Every new attack on one of its leaders will result in the deaths of 100 more Israelis, a defiant Hamas warned. Despite international condemnation for the bomb explosion Wednesday at Jerusalem's Hebrew University in which seven people – among them five Americans – died, the radical movement said that was only its first reprisal for the July 22 Israeli raid that killed Salah Shehadeh, the leader of its "military wing." US Ambassador Daniel Kurtzer, laying a wreath at the site of the blast, said "the terrorist murderers [and] those who sent them have descended to a new depth of depravity." In Washington, President Bush said: "I am just as angry as Israel is. I am furious."

As expected – and over the bitter objections of Prime Minister Bulent Ecevit – Turkey's parliament overwhelmingly approved a national election Nov. 3. After the 449-to-62 vote Wednesday, the legislators were tackling a long-delayed package of reforms – among them abolishing the death penalty and legalizing Kurdish-language education – demanded by the European Union as a condition for Turkish membership.

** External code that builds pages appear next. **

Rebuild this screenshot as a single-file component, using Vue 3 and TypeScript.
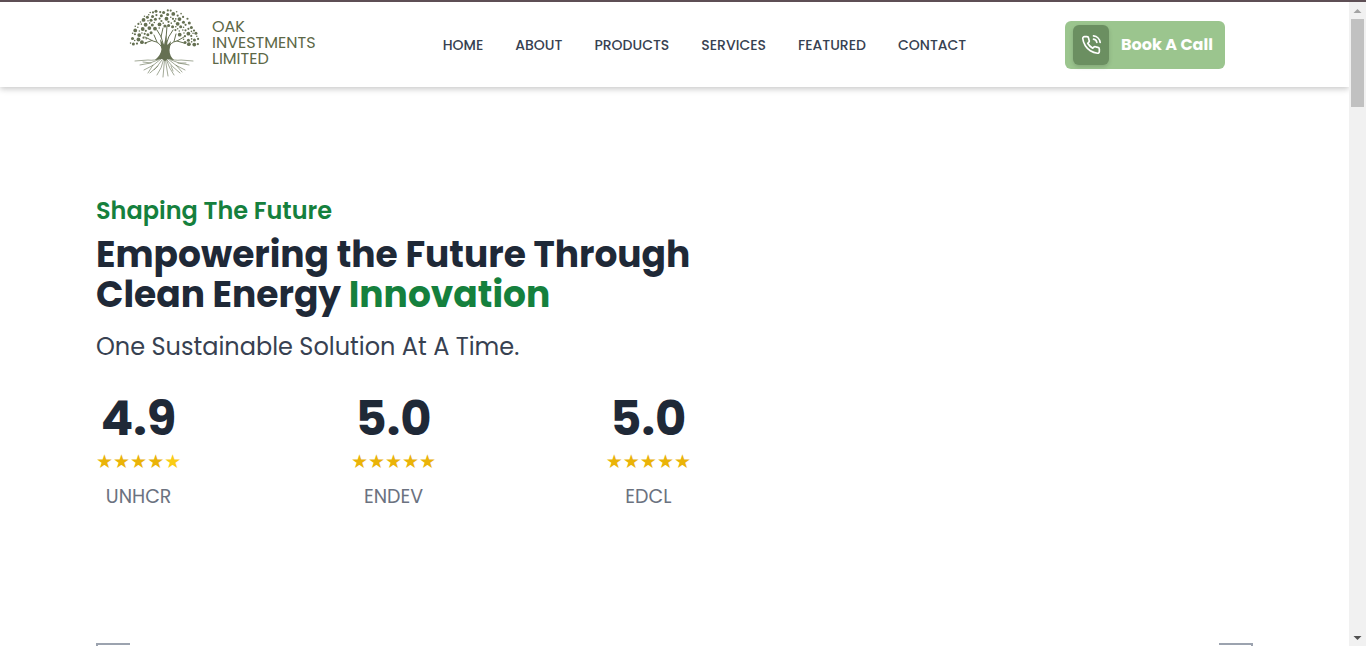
<script setup lang="ts">
interface Dot { x: number; y: number; r: number }
interface Rating { score: string; label: string; full: number }

const links: string[] = ['HOME', 'ABOUT', 'PRODUCTS', 'SERVICES', 'FEATURED', 'CONTACT']

const ratings: Rating[] = [
  { score: '4.9', label: 'UNHCR', full: 4 },
  { score: '5.0', label: 'ENDEV', full: 5 },
  { score: '5.0', label: 'EDCL', full: 5 },
]

// Leaves are scattered over a dome from a fixed seed, so the logo is the same on every load.
const leaves: Dot[] = []
let seed = 41
const random = (): number => {
  seed = (seed * 16807) % 2147483647
  return seed / 2147483647
}
const scatter = (r: number, tries: number): void => {
  for (let i = 0; i < tries; i++) {
    const dx = (random() * 2 - 1) * 34
    const dy = -random() * 35 + 1.5
    const distance = Math.hypot(dx, dy)
    if (distance > 35 - r || distance < 16) continue
    if (dy > -8 && Math.abs(dx) < 18) continue
    const x = 36.5 + dx
    const y = 35.5 + dy
    if (leaves.some((leaf) => Math.hypot(leaf.x - x, leaf.y - y) < leaf.r + r + 0.6)) continue
    leaves.push({ x, y, r })
  }
}
scatter(1.9, 40)
scatter(1.5, 120)
scatter(1.1, 600)
scatter(0.8, 1200)
</script>

<template>
  <div class="window">
    <div class="page">
      <header class="header">
        <a class="brand" href="#">
          <svg class="tree" viewBox="0 0 72 70" aria-hidden="true">
            <circle v-for="(d, i) in leaves" :key="i" :cx="d.x" :cy="d.y" :r="d.r" />
            <path class="trunk" d="M32 31 L36 37 L38 27 L39.500 37 L43 33 L41.500 42 Q41.500 48 46 52 L40 51 L37 53 L34 51 L27 52 Q33 47 33.500 41 Z" />
            <g class="branches">
              <path d="M34.500 41 Q32 34 25 33 L17 29 M29 34 L26 27 M24 32.500 L17 35" />
              <path d="M40 41 Q42 34 49 33 L56 29 M46 33.500 L48 26 M49 33 L56 35" />
              <path d="M35.500 37 Q34 28 29 22 M33 29 L35 20 M38 37 Q40 28 45 22 M38 31 L39 18" />
            </g>
            <g class="roots">
              <path d="M34 50 Q26 53 20 52 L7 53 M30 52 Q22 56 12 57 M33 51 Q26 58 16 62" />
              <path d="M39 50 Q47 53 53 52 L65 53 M43 52 Q51 56 61 57 M40 51 Q47 58 57 62" />
              <path d="M34 52 Q30 59 22 65 M35.500 52 Q34 60 29 67 M36.500 52 L35 69 M37.500 52 Q39 62 40 68 M38.500 52 Q41 60 46 67 M39 52 Q44 59 52 65" />
              <path d="M23 55 L15 54 M25 57 L20 65 M30 58 L26 62 M50 55 L58 55 M48 57 L54 64 M43 58 L45 63" />
            </g>
          </svg>
          <span>OAK<br />INVESTMENTS<br />LIMITED</span>
        </a>
        <nav class="nav">
          <a v-for="link in links" :key="link" href="#">{{ link }}</a>
        </nav>
        <button class="call" type="button">
          <span class="call-icon">
            <svg viewBox="0 0 24 24" aria-hidden="true">
              <path d="M15.050 5A5 5 0 0 1 19 8.950M15.050 1A9 9 0 0 1 23 8.940m-1 7.980v3a2 2 0 0 1-2.180 2 19.790 19.790 0 0 1-8.630-3.070 19.500 19.500 0 0 1-6-6 19.790 19.790 0 0 1-3.070-8.670A2 2 0 0 1 4.110 2h3a2 2 0 0 1 2 1.720 12.840 12.840 0 0 0 .7 2.810 2 2 0 0 1-.45 2.110L8.090 9.910a16 16 0 0 0 6 6l1.270-1.270a2 2 0 0 1 2.110-.45 12.840 12.840 0 0 0 2.810.7A2 2 0 0 1 22 16.920z" />
            </svg>
          </span>
          <span class="call-text">Book A Call</span>
        </button>
      </header>

      <main class="main">
        <section class="hero">
          <p class="eyebrow">Shaping The Future</p>
          <h1>Empowering the Future Through<br />Clean Energy <em>Innovation</em></h1>
          <p class="lead">One Sustainable Solution At A Time.</p>
          <div class="ratings">
            <div v-for="r in ratings" :key="r.label" class="rating">
              <strong>{{ r.score }}</strong>
              <span class="stars"><span v-for="n in 5" :key="n" :class="{ pale: n > r.full }">★</span></span>
              <span class="label">{{ r.label }}</span>
            </div>
          </div>
        </section>
        <section class="frame">
          <span class="corner left"></span>
          <span class="corner right"></span>
        </section>
      </main>
    </div>

    <div class="scrollbar" aria-hidden="true">
      <svg class="up" viewBox="0 0 17 17"><path d="M4.500 11 L8.500 7 L12.500 11 Z" /></svg>
      <div class="thumb"></div>
      <svg class="down" viewBox="0 0 17 17"><path d="M4.500 7 L8.500 11 L12.500 7 Z" /></svg>
    </div>
  </div>
</template>

<style>
body {
  margin: 0;
  background: #fff;
}
</style>

<style scoped>
.window {
  box-sizing: border-box;
  display: grid;
  grid-template-columns: 1fr 17px;
  height: 100vh;
  overflow: hidden;
  border-top: 2px solid #5e4f55;
  font-family: Poppins, Inter, "Open Sans", sans-serif;
  color: #1f2937;
}
.page {
  min-width: 0;
  overflow: hidden;
}
.header {
  display: flex;
  align-items: center;
  justify-content: space-between;
  box-sizing: border-box;
  height: 85px;
  padding: 0 124px 0 128px;
  background: #fff;
  box-shadow: 0 2px 6px rgba(0, 0, 0, 0.22);
}
.brand {
  display: flex;
  align-items: center;
  gap: 12px;
  min-width: 216px;
  padding-bottom: 4px;
  color: #5d6847;
  font-size: 16px;
  font-weight: 400;
  line-height: 16px;
  text-decoration: none;
}
.tree {
  width: 72px;
  height: 70px;
  fill: #657052;
}
.branches,
.roots {
  fill: none;
  stroke: #657052;
  stroke-linecap: round;
}
.branches {
  stroke-width: 1;
}
.roots {
  stroke-width: 0.6;
}
.nav {
  display: flex;
  gap: 32px;
}
.nav a {
  color: #374151;
  font-size: 14px;
  font-weight: 500;
  line-height: 20px;
  text-decoration: none;
}
.call {
  display: flex;
  align-items: center;
  gap: 12px;
  box-sizing: border-box;
  min-width: 160px;
  height: 48px;
  padding: 0 8px;
  border: 0;
  border-radius: 6px;
  background: #9bc58e;
  color: #fff;
  font: inherit;
  font-size: 16px;
  font-weight: 700;
  white-space: nowrap;
}
.call-icon {
  display: grid;
  place-items: center;
  width: 36px;
  height: 40px;
  border-radius: 6px;
  background: #6b8f61;
  box-shadow: 0 2px 4px rgba(0, 0, 0, 0.15);
}
.call-icon svg {
  width: 20px;
  height: 20px;
  fill: none;
  stroke: #fff;
  stroke-width: 2;
  stroke-linecap: round;
  stroke-linejoin: round;
}
.main {
  padding: 108px 96px 0;
}
.hero {
  max-width: 595px;
  white-space: nowrap;
}
p,
h1 {
  margin: 0;
}
.eyebrow {
  color: #15803d;
  font-size: 24px;
  font-weight: 600;
  line-height: 32px;
}
h1 {
  margin-top: 8px;
  font-size: 36px;
  font-weight: 700;
  line-height: 40px;
}
h1 em {
  color: #15803d;
  font-style: normal;
}
.lead {
  margin-top: 16px;
  color: #374151;
  font-size: 24px;
  font-weight: 400;
  line-height: 32px;
}
.ratings {
  display: flex;
  justify-content: space-between;
  margin-top: 32px;
}
.rating {
  display: flex;
  flex-direction: column;
  align-items: center;
}
.rating strong {
  font-size: 48px;
  font-weight: 700;
  line-height: 48px;
}
.stars {
  margin-top: 4px;
  color: #eab308;
  font-family: "DejaVu Sans", sans-serif;
  font-size: 19px;
  line-height: 28px;
}
.pale {
  color: #facc15;
}
.label {
  margin-top: 8px;
  color: #6b7280;
  font-size: 19px;
  line-height: 28px;
}
.frame {
  display: flex;
  justify-content: space-between;
  margin-top: 132px;
}
.corner {
  box-sizing: border-box;
  width: 34px;
  height: 34px;
  border-top: 2px solid #9ca3af;
}
.left {
  border-left: 2px solid #9ca3af;
}
.right {
  border-right: 2px solid #9ca3af;
}
.scrollbar {
  display: flex;
  flex-direction: column;
  background: #f1f1f1;
}
.scrollbar svg {
  width: 17px;
  height: 17px;
}
.up {
  fill: #a3a3a3;
}
.down {
  margin-top: auto;
  fill: #505050;
}
.thumb {
  height: 88px;
  margin: 0 2px;
  background: #c1c1c1;
}
</style>
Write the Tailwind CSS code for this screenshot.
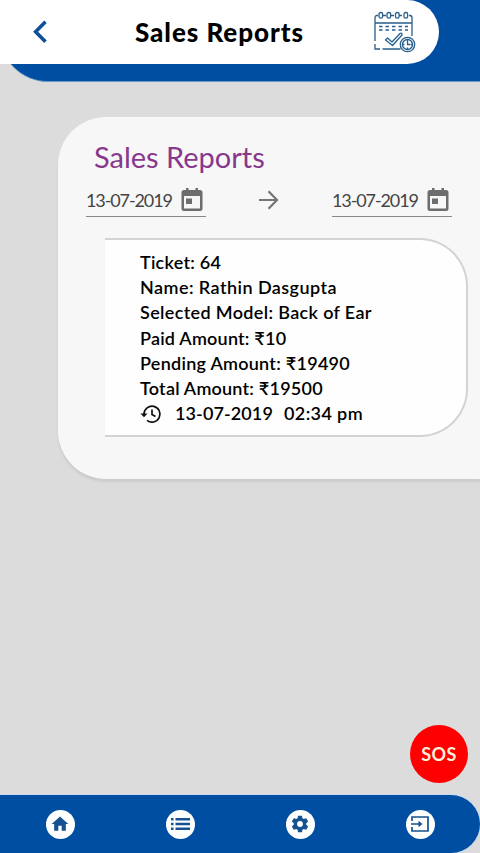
<!DOCTYPE html>
<html lang="en">
<head>
<meta charset="utf-8">
<title>Sales Reports</title>
<script src="https://cdn.jsdelivr.net/npm/@tailwindcss/browser@4"></script>
</head>
<body class="w-[480px] h-[853px] overflow-hidden bg-[#dcdcdc] font-[Lato,'Open_Sans',sans-serif] text-black flex flex-col whitespace-nowrap">
<header class="relative z-10 h-[82px] shrink-0">
  <div class="h-[82px] bg-[#004ea2] rounded-bl-[48px] border-b border-[#6c9acb]"></div>
  <div class="absolute left-0 top-0 w-[439px] h-16 bg-white rounded-r-[32px] flex items-center">
    <svg class="ml-[32px] w-4 h-6 shrink-0" viewBox="0 0 16 24" fill="none" stroke="#0f509c" stroke-width="3.6"><path d="M13.5 1.8 3.6 11.8l9.9 10"/></svg>
    <h1 class="ml-[87px] w-[169px] text-[26px] font-black leading-8 tracking-[0.95px]">Sales Reports</h1>
    <svg class="ml-[70px] mt-[-1px] w-[42px] h-[42px] shrink-0" viewBox="0 0 42 42" fill="none" stroke="#285f8c" stroke-width="1.3">
      <path d="M4 4.500H3Q1 4.500 1 7v23M1 33v5h5M8.500 38h18M38 7v18M1 12h37M38 9V7q0-2.500-2-2.500h-1M9 4.500h3M17 4.500h3M25 4.500h3"/>
      <rect x="5" y="1.500" width="3.600" height="5.600" rx="1.600"/><rect x="13" y="1.500" width="3.600" height="5.600" rx="1.600"/><rect x="21.500" y="1.500" width="3.600" height="5.600" rx="1.600"/><rect x="30" y="1.500" width="3.600" height="5.600" rx="1.600"/>
      <path stroke-dasharray="3.500 3" d="M5 15.500h29M5 19h29"/>
      <path d="m11.500 29 2-2 4.500 4 8-8.500q2-1 2 1.500L18.500 34.500z" stroke-linejoin="round"/>
      <circle cx="33.500" cy="33.500" r="7.200" fill="#e9f4fb"/><circle cx="33.500" cy="33.500" r="5" fill="#fff"/>
      <path d="M33.500 29v4.500h3M33.500 36.500v2M28.500 33.500h2M37 33.500h1.500"/>
    </svg>
  </div>
</header>
<main class="flex-1 relative">
  <section class="ml-[58px] mt-[35px] h-[362px] bg-[#f7f7f7] rounded-l-[48px] shadow-[0_3px_2px_#cccccc] pt-[20px]">
    <h2 class="ml-[36px] h-[40px] leading-[40px] text-[29px] text-[#87378c]">Sales Reports</h2>
    <div class="ml-[28px] mt-[6px] flex items-center h-[34px] text-[#444]">
      <div class="w-[120px] h-[34px] border-b border-[#888] flex items-center">
        <span class="w-[94px] text-[18px] leading-[32px] tracking-[-1.1px]">13-07-2019</span>
        <svg class="w-6 h-6" viewBox="0 0 24 24"><path fill="#6d6d6d" d="M20 2h-2V0h-2.500v2h-7V0H6v2H4Q1.500 2 1.500 4.500v16Q1.500 23 4 23h16q2.500 0 2.500-2.500v-16Q22.500 2 20 2zm0 18.500H4V8h16zM6 10.500h6v5.500H6z"/></svg>
      </div>
      <svg class="ml-[52px] w-[21px] h-[20px]" viewBox="0 0 21 20" fill="none" stroke="#757575" stroke-width="2.200"><path d="M1 10h18M10.500 1.200 19 10l-8.500 8.800"/></svg>
      <div class="ml-[53px] w-[120px] h-[34px] border-b border-[#888] flex items-center">
        <span class="w-[94px] text-[18px] leading-[32px] tracking-[-1.1px]">13-07-2019</span>
        <svg class="w-6 h-6" viewBox="0 0 24 24"><path fill="#6d6d6d" d="M20 2h-2V0h-2.500v2h-7V0H6v2H4Q1.500 2 1.500 4.500v16Q1.500 23 4 23h16q2.500 0 2.500-2.500v-16Q22.500 2 20 2zm0 18.500H4V8h16zM6 10.500h6v5.500H6z"/></svg>
      </div>
    </div>
    <article class="ml-[47px] mt-[21px] w-[363px] h-[199px] bg-[#fefefe] border-y-2 border-r-2 border-[#d3d3d3] rounded-r-[48px] pl-[35px] pt-[10px] text-[18px] leading-[25.200px] font-semibold">
      <p class="tracking-[0.25px]">Ticket: 64</p>
      <p class="tracking-[0.45px]">Name: Rathin Dasgupta</p>
      <p class="tracking-[0.35px]">Selected Model: Back of Ear</p>
      <p class="tracking-[0.22px]">Paid Amount: ₹10</p>
      <p class="tracking-[0.27px]">Pending Amount: ₹19490</p>
      <p class="tracking-[0.22px]">Total Amount: ₹19500</p>
      <p class="flex items-center">
        <svg class="w-[22px] h-[20px]" viewBox="0 0 22 20" fill="none" stroke="#111" stroke-width="1.700"><path d="M4 10a8 8 0 1 1 3 6.400"/><path d="M12 5.500v5l3.500 2.100"/><path d="M.5 9.500h7L4 13.300z" fill="#111" stroke="none"/></svg>
        <span class="ml-[13px] w-[109px] tracking-[0.1px]">13-07-2019</span><span class="tracking-[0.38px]">02:34 pm</span>
      </p>
    </article>
  </section>
  <button class="absolute left-[410px] top-[643px] size-[58px] rounded-full bg-[#ff0000] text-[#fff0dc] text-[18px] font-bold tracking-[0.4px] leading-none flex items-center justify-center">SOS</button>
</main>
<nav class="h-[58px] shrink-0 bg-[#004ea2] rounded-r-[29px] shadow-[0_0_1px_1px_#c9dcf0] grid grid-cols-4 items-center justify-items-center">
  <span class="size-[29px] rounded-full bg-white flex items-center justify-center"><svg class="size-[20px]" viewBox="0 0 24 24" fill="#15528f"><path d="M10 20v-6h4v6h5v-8h3L12 3 2 12h3v8z"/></svg></span>
  <span class="size-[29px] rounded-full bg-white flex items-center justify-center"><svg class="w-[19px] h-[14px]" viewBox="0 0 19 14" fill="#15528f"><path d="M0 1h2.500v2.500H0zM4.500 1H19v2.500H4.500zM0 5.750h2.500v2.500H0zM4.500 5.750H19v2.500H4.500zM0 10.500h2.500V13H0zM4.500 10.500H19V13H4.500z"/></svg></span>
  <span class="size-[29px] rounded-full bg-white flex items-center justify-center"><svg class="size-[20px]" viewBox="0 0 24 24" fill="#15528f"><path d="M19.430 12.980c.04-.32.070-.64.070-.98s-.030-.66-.070-.98l2.110-1.650c.19-.15.240-.42.120-.64l-2-3.460c-.12-.22-.39-.3-.61-.22l-2.490 1c-.52-.4-1.080-.73-1.690-.98l-.38-2.650C14.460 2.180 14.250 2 14 2h-4c-.25 0-.46.180-.49.420l-.38 2.650c-.61.250-1.170.590-1.690.980l-2.490-1c-.23-.090-.49 0-.61.220l-2 3.460c-.13.220-.07.490.12.640l2.110 1.650c-.04.320-.07.650-.07.980s.03.660.070.980l-2.110 1.650c-.19.150-.24.420-.12.640l2 3.460c.12.220.39.300.61.220l2.490-1c.52.400 1.080.730 1.690.980l.38 2.650c.03.240.24.420.49.420h4c.25 0 .46-.18.490-.42l.38-2.650c.61-.25 1.170-.59 1.690-.98l2.490 1c.23.090.49 0 .61-.22l2-3.460c.12-.22.070-.49-.12-.64zM12 15.500a3.500 3.500 0 1 1 0-7 3.500 3.500 0 0 1 0 7z"/></svg></span>
  <span class="size-[29px] rounded-full bg-white flex items-center justify-center"><svg class="w-[18px] h-[16px]" viewBox="0 0 18 16" fill="none" stroke="#15528f" stroke-width="1.700"><path d="M1 5V1h16v14H1v-4M0 8h10"/><path d="m7.500 4.800 4 3.200-4 3.200z" fill="#15528f" stroke="none"/></svg></span>
</nav>
</body>
</html>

"Internal saboteurs" who urged that the US and other Western nations impose sanctions against the Zimbabwean government will be punished, its home affairs minister told a Harare newspaper. John Nkomo said measures such as withdrawal of passports and the requiring of exit and entry visas for "our political opponents" are under active consideration. Economic sanctions have been imposed against Zimbabwe for its history of human rights abuses.

To prevent a run on savings accounts by their depositors, all banks in Uruguay were ordered to stay closed until 1 p.m. Monday as the government sought to stave off the financial crisis spawned in neighboring Argentina. But reports said dozens of people looted a supermarket in Montivideo, the capital, with police arresting at least eight of them. Under a plan devised by the Central Bank, Uruguayans could withdraw pension funds and their weekly pay at automated teller machines. Uruguay's cash reserves have shrunk from $3.1 billion at the end of last year to $655 million, and the government is seeking an emergency infusion of $1.5 billion from international lenders.

Pope John Paul II was to complete his week-long tour of the Western Hemisphere and leave Mexico for Rome Thursday. His last public event was the beatification – the last step before sainthood in the Roman Catholic Church – of two Mexican Indians killed in the 1700s for collaboration with the Spanish colonial church. Despite reports that he appeared weary, the pontiff missed no events on his schedule.